Tonight, the movie industry, which prides itself on its cultural contributions and its commitment to humanitarian causes, will don its designer best to safely gather and pat itself on its collective back in a heartfelt homage to commercial art. Despite their good intentions, it’s only a matter of time before—taking its cue from ESPN—award categories will be sponsored.
“And the nominees for Bank of America’s Best Actor in a Supporting Role are…”
Photo illustration by Courtney A. Liska
Egg Salad Sandwich (deconstructed)
6 large, cage-free Organic Valley eggs
1/4 cup Best Foods mayonnaise
2 teaspoons Grey Poupon Dijon mustard
1-1/2 tsp. fresh lemon juice
1/4 tsp. Lea & Perrins Worcestershire sauce
1/4 tsp. Morton salt
1/8 tsp. Durkee ground black pepper
1/2 tsp. Domino’s sugar
1/4 cup finely minced celery
3 Tbs. finely sliced scallion
1 Tbs. finely chopped fresh parsley
Place the eggs in a saucepan in a single layer, and fill the pan with enough cold water so that it covers the eggs by about an inch. Bring to a rolling boil over high heat, then remove the pan from the heat, cover, and let stand for 10 minutes.
Drain the water and run cold water over the eggs. Once cooled, allow to sit for ten minutes or so.
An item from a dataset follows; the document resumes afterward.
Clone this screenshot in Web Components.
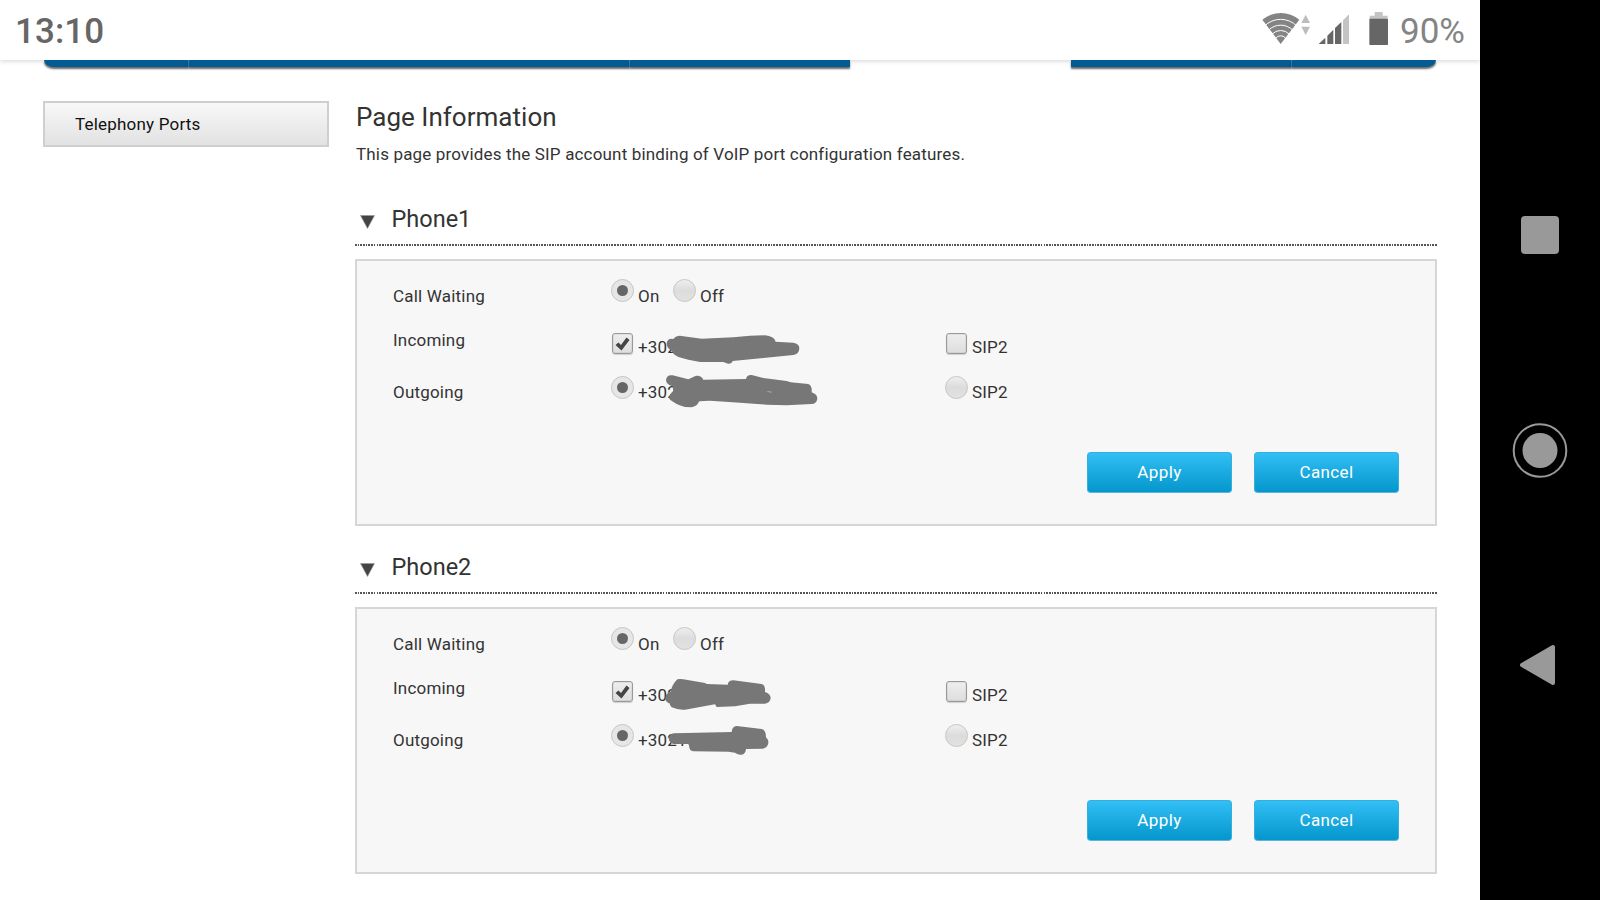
<!DOCTYPE html>
<html lang="en">
<head>
<meta charset="utf-8">
<title>Telephony Ports</title>
<style>
	body {
		margin: 0;
		background: #fff;
		color: #333;
		font: 17px/20px Roboto, sans-serif;
	}
</style>
</head>
<body>
<phone-screen>
	<status-bar slot="status" time="13:10" battery="90%"></status-bar>
	<nav-strip slot="nav"></nav-strip>
	<side-item slot="side">Telephony Ports</side-item>
	<page-intro heading="Page Information">This page provides the SIP account binding of VoIP port configuration features.</page-intro>
	<port-section heading="Phone1">
		<port-row label="Call Waiting" kind="toggle">
			<port-choice type="radio" checked>On</port-choice>
			<port-choice type="radio">Off</port-choice>
		</port-row>
		<port-row label="Incoming" kind="incoming">
			<port-choice type="checkbox" checked mark="a">+302</port-choice>
			<port-choice type="checkbox">SIP2</port-choice>
		</port-row>
		<port-row label="Outgoing" kind="outgoing">
			<port-choice type="radio" checked mark="b">+302</port-choice>
			<port-choice type="radio">SIP2</port-choice>
		</port-row>
		<action-button slot="actions">Apply</action-button>
		<action-button slot="actions">Cancel</action-button>
	</port-section>
	<port-section heading="Phone2">
		<port-row label="Call Waiting" kind="toggle">
			<port-choice type="radio" checked>On</port-choice>
			<port-choice type="radio">Off</port-choice>
		</port-row>
		<port-row label="Incoming" kind="incoming">
			<port-choice type="checkbox" checked mark="c">+302</port-choice>
			<port-choice type="checkbox">SIP2</port-choice>
		</port-row>
		<port-row label="Outgoing" kind="outgoing">
			<port-choice type="radio" checked mark="d">+3021</port-choice>
			<port-choice type="radio">SIP2</port-choice>
		</port-row>
		<action-button slot="actions">Apply</action-button>
		<action-button slot="actions">Cancel</action-button>
	</port-section>
	<system-keys slot="keys"></system-keys>
</phone-screen>

<script>
(function(){
	'use strict';

	// clone the markup into an open shadow root
	function render(host, html){
		const tmpl = document.createElement('template');
		tmpl.innerHTML = html;
		host.attachShadow({mode: 'open'}).appendChild(tmpl.content.cloneNode(true));
	}

	window.customElements.define('phone-screen', class extends HTMLElement {
		constructor(){
			super();
			render(this, `
				<style>
					:host {
						display: grid;
						grid-template-columns: 1480px 120px;
						height: 900px;
						overflow: hidden;
					}
					.page {
						min-width: 0;
						height: 900px;
						overflow: hidden;
					}
					.body {
						display: grid;
						grid-template-columns: 286px 1082px;
						column-gap: 26px;
						padding: 28px 43px 0;
					}
				</style>
				<div class="page">
					<slot name="status"></slot>
					<slot name="nav"></slot>
					<div class="body">
						<aside><slot name="side"></slot></aside>
						<main><slot></slot></main>
					</div>
				</div>
				<slot name="keys"></slot>
			`);
		}
	});

	window.customElements.define('status-bar', class extends HTMLElement {
		constructor(){
			super();
			render(this, `
				<style>
					:host {
						display: flex;
						align-items: center;
						justify-content: space-between;
						box-sizing: border-box;
						height: 60px;
						padding: 3px 15px 0 15px;
						background: #fff;
						box-shadow: 0 1px 5px rgba(0,0,0,0.18);
						position: relative;
						z-index: 1;
						line-height: 40px;
					}
					.time {
						color: #666;
						font-size: 35px;
						font-weight: 500;
						letter-spacing: 0.1px;
					}
					.tray {
						display: flex;
						align-items: center;
					}
					.level {
						color: #848484;
						font-size: 35px;
						margin-left: 11px;
					}
					svg {
						display: block;
						margin-top: -5px;
					}
				</style>
				<span class="time"></span>
				<div class="tray">
					<svg width="127" height="34" viewBox="245 39 381 102">
						<path fill="#848484" d="M246 62A86 86 0 0 1 357 62L301 135Z"/>
						<g fill="none" stroke="#fff" stroke-width="3">
							<circle cx="301" cy="130" r="69"/>
							<circle cx="301" cy="130" r="51.5"/>
							<circle cx="301" cy="130" r="35.5"/>
							<circle cx="301" cy="130" r="19.5"/>
						</g>
						<path fill="#bdbdbd" d="M376 47L389 72H363ZM363 83H389L376 108Z"/>
						<path fill="#666" d="M415 135L435 116V135ZM441 135V110L459 92V135ZM464 135V87L483 69V135Z"/>
						<path fill="#c4c4c4" d="M488 135V64L506 46V135Z"/>
						<path fill="#c4c4c4" d="M583 39H607V50H622V60H568V50H583Z"/>
						<rect fill="#666" x="567" y="59" width="56" height="79" rx="3"/>
					</svg>
					<span class="level"></span>
				</div>
			`);
		}

		connectedCallback(){
			this.shadowRoot.querySelector('.time').textContent = this.getAttribute('time');
			this.shadowRoot.querySelector('.level').textContent = this.getAttribute('battery');
		}
	});

	// bottom edge of the tab bar, the white gap is the active tab
	window.customElements.define('nav-strip', class extends HTMLElement {
		constructor(){
			super();
			render(this, `
				<style>
					:host {
						display: grid;
						grid-template-columns: 145px 441px 220px 221px 221px 144px;
						height: 13px;
						padding: 0 44px;
						overflow: hidden;
						position: relative;
						z-index: 2;
					}
					i {
						box-sizing: border-box;
						height: 7px;
						background: #045a92;
						border-right: 1px solid #3f86b0;
						box-shadow: 0 2px 2px rgba(0,0,0,0.6);
					}
					i:first-of-type { border-bottom-left-radius: 10px 7px; }
					i:last-of-type { border-bottom-right-radius: 10px 7px; }
					i:nth-of-type(3), i:last-of-type { border-right: none; }
				</style>
				<i></i><i></i><i></i><b></b><i></i><i></i>
			`);
		}
	});

	window.customElements.define('side-item', class extends HTMLElement {
		constructor(){
			super();
			render(this, `
				<style>
					:host {
						display: block;
						box-sizing: border-box;
						height: 46px;
						padding: 11px 0 0 30px;
						border: 2px solid #cfcfcf;
						background: linear-gradient(#f8f8f8, #e2e2e2);
						color: #111;
						letter-spacing: 0.2px;
					}
				</style>
				<slot></slot>
			`);
		}
	});

	window.customElements.define('page-intro', class extends HTMLElement {
		constructor(){
			super();
			render(this, `
				<style>
					:host {
						display: block;
						box-sizing: border-box;
						height: 97px;
						padding: 1px 0 0 1px;
					}
					h1 {
						margin: 0 0 12px;
						font: 400 26px/30px Roboto, sans-serif;
						letter-spacing: 0.02px;
					}
					p {
						margin: 0;
						letter-spacing: 0.165px;
					}
				</style>
				<h1></h1>
				<p><slot></slot></p>
			`);
		}

		connectedCallback(){
			this.shadowRoot.querySelector('h1').textContent = this.getAttribute('heading');
		}
	});

	window.customElements.define('port-section', class extends HTMLElement {
		constructor(){
			super();
			render(this, `
				<style>
					:host {
						display: block;
						height: 348px;
					}
					header {
						display: flex;
						align-items: center;
						box-sizing: border-box;
						height: 46px;
						padding: 0 0 4px 5px;
					}
					header svg { margin: 6px 16.5px 0 0; }
					h2 {
						margin: 0;
						font: 400 23.5px/28px Roboto, sans-serif;
					}
					.rule {
						height: 2px;
						background: repeating-linear-gradient(90deg, #555 0 1.6px, #fff 1.6px 2.7px);
					}
					.panel {
						box-sizing: border-box;
						height: 267px;
						margin-top: 13px;
						padding: 18px 36px 0;
						border: 2px solid #d6d6d6;
						background: #f7f7f7;
					}
					.rows { height: 173px; }
					.actions {
						display: flex;
						justify-content: flex-end;
						gap: 22px;
					}
				</style>
				<header>
					<svg width="15" height="14" viewBox="0 0 15 14"><path fill="#444" stroke="#999" stroke-width=".6" d="M.5 .5H14.5L7.5 13.5Z"/></svg>
					<h2></h2>
				</header>
				<div class="rule"></div>
				<div class="panel">
					<div class="rows"><slot></slot></div>
					<div class="actions"><slot name="actions"></slot></div>
				</div>
			`);
		}

		connectedCallback(){
			this.shadowRoot.querySelector('h2').textContent = this.getAttribute('heading');
		}
	});

	window.customElements.define('port-row', class extends HTMLElement {
		constructor(){
			super();
			render(this, `
				<style>
					:host {
						display: grid;
						grid-template-columns: 218px 334px auto;
						align-items: start;
						height: 43px;
						--drop: 6px;
					}
					:host([kind="toggle"]) {
						grid-template-columns: 218px 62px auto;
						height: 54px;
						--drop: 7px;
					}
					:host([kind="incoming"]) { --drop: 4px; }
					label {
						padding-top: var(--drop);
						letter-spacing: 0.2px;
					}
					:host([kind="incoming"]) label {
						margin-top: -3px;
						padding: 0;
					}
				</style>
				<label></label>
				<slot></slot>
			`);
		}

		connectedCallback(){
			this.shadowRoot.querySelector('label').textContent = this.getAttribute('label');
		}
	});

	// scribbles that hide the subscriber numbers, three units per pixel
	const marks = {
		a: ['33 204 660 90', 'M200 235Q203 219 220 222Q232 208 250 214L305 221L400 217L450 212L495 211Q522 213 527 230L580 233Q598 236 598 250Q597 268 580 270L490 279L398 288Q395 297 384 296L370 291L300 291L265 284L235 276Q218 268 216 258Q200 250 200 235Z'],
		b: ['33 333 660 90', 'M198 345Q200 328 218 331L265 343L288 332Q305 331 310 344L438 342Q440 329 455 330L490 339L560 348L572 352L625 357Q637 362 635 382Q652 388 652 401Q650 416 635 417L560 421L500 419L420 413L330 407L298 409Q290 425 275 427L255 426Q225 418 208 402Q206 390 220 378L218 364Q198 358 198 345ZM499 379L508 382L520 381L508 380Z'],
		c: ['33 213 660 90', 'M196 265Q196 250 212 245Q215 225 232 208Q240 206 250 208L315 219L320 222L383 224Q385 211 400 211L485 222Q497 226 495 246Q512 251 512 265Q510 279 495 281L450 281L405 289L350 291L345 283L312 289L255 299Q235 301 215 292Q208 284 210 281Q197 278 196 265Z'],
		d: ['33 342 660 90', 'M206 385Q208 371 222 370L395 366Q396 350 410 348L485 357Q498 361 498 382Q506 389 505 400Q502 414 488 416L438 417Q437 433 424 434Q414 435 405 428L385 425L280 424Q268 422 267 407L265 402L220 402Q207 398 206 385Z']
	};

	window.customElements.define('port-choice', class extends HTMLElement {
		constructor(){
			super();
			render(this, `
				<style>
					:host {
						display: flex;
						align-items: flex-start;
						position: relative;
					}
					.box {
						display: flex;
						align-items: center;
						justify-content: center;
						box-sizing: border-box;
						width: 23px;
						height: 23px;
						margin-right: 4px;
						border: 1px solid #c6c6c6;
						border-radius: 50%;
						background: linear-gradient(#eee, #dcdcdc 50%, #e2e2e2);
					}
					:host([type="radio"][checked]) .box { background: #e6e6e6; }
					:host([type="checkbox"]) .box {
						width: 21px;
						height: 21px;
						margin: 0 5px 0 1px;
						border: 1px solid #999;
						border-radius: 3px;
						background: linear-gradient(#eee, #ddd);
						box-shadow: 0 1px 1px rgba(0,0,0,0.16), inset 0 0 0 1px rgba(0,0,0,0.05);
					}
					.dot {
						display: none;
						width: 11px;
						height: 11px;
						border-radius: 50%;
						background: #666;
					}
					.tick { display: none; }
					:host([type="radio"][checked]) .dot,
					:host([type="checkbox"][checked]) .tick { display: block; }
					.text {
						margin-top: var(--drop);
						letter-spacing: 0.2px;
					}
					.mark {
						position: absolute;
						left: 0;
						top: 0;
						overflow: visible;
					}
				</style>
				<span class="box">
					<span class="dot"></span>
					<svg class="tick" width="15" height="14" viewBox="0 0 15 14"><path fill="#444" d="M.5 8L3.5 5.5L6 8L11.5 .5L14.5 3L6.5 13.5Z"/></svg>
				</span>
				<span class="text"><slot></slot></span>
			`);
		}

		connectedCallback(){
			const mark = marks[this.getAttribute('mark')];
			if(!mark){
				return;
			}
			const tmpl = document.createElement('template');
			tmpl.innerHTML = `<svg class="mark" width="220" height="30" viewBox="${mark[0]}"><path fill="#777" d="${mark[1]}" fill-rule="evenodd"/></svg>`;
			this.shadowRoot.appendChild(tmpl.content.cloneNode(true));
		}
	});

	window.customElements.define('action-button', class extends HTMLElement {
		constructor(){
			super();
			render(this, `
				<style>
					:host {
						display: block;
						box-sizing: border-box;
						width: 145px;
						height: 41px;
						border: 1px solid #35b0dd;
						border-bottom-color: #5db4d6;
						border-radius: 4px;
						background: linear-gradient(#32bff5, #0496cc);
						color: #fff;
						line-height: 39px;
						text-align: center;
						letter-spacing: 0.4px;
					}
				</style>
				<slot></slot>
			`);
		}
	});

	window.customElements.define('system-keys', class extends HTMLElement {
		constructor(){
			super();
			render(this, `
				<style>
					:host {
						display: flex;
						flex-direction: column;
						align-items: center;
						justify-content: center;
						gap: 160px;
						background: #000;
					}
					svg { display: block; }
				</style>
				<svg width="56" height="55" viewBox="0 0 56 55"><rect x="9" y="8" width="38" height="38" rx="4" fill="#999"/></svg>
				<svg width="56" height="55" viewBox="0 0 56 55"><circle cx="28" cy="27.5" r="26.3" fill="none" stroke="#999" stroke-width="2"/><circle cx="28" cy="27.5" r="17.5" fill="#999"/></svg>
				<svg width="56" height="55" viewBox="0 0 56 55"><path fill="#999" stroke="#999" stroke-width="4" stroke-linejoin="round" d="M41 9V45L10 27Z"/></svg>
			`);
		}
	});

}());
</script>
</body>
</html>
In a medium Corning glass bowl, whisk together the mayonnaise, mustard, lemon juice, Worcestershire sauce, salt, pepper, and sugar. Add the celery, scallions, and parsley. Using a Rubbermaid rubber spatula, fold to combine.
To make the sandwiches, slice one egg for each hoagie sandwich roll. Slather both sides of the roll with the dressing, adding lettuce, and slices of tomato and sweet onion if you’d like. Add the slices of egg. Season to taste with salt and pepper.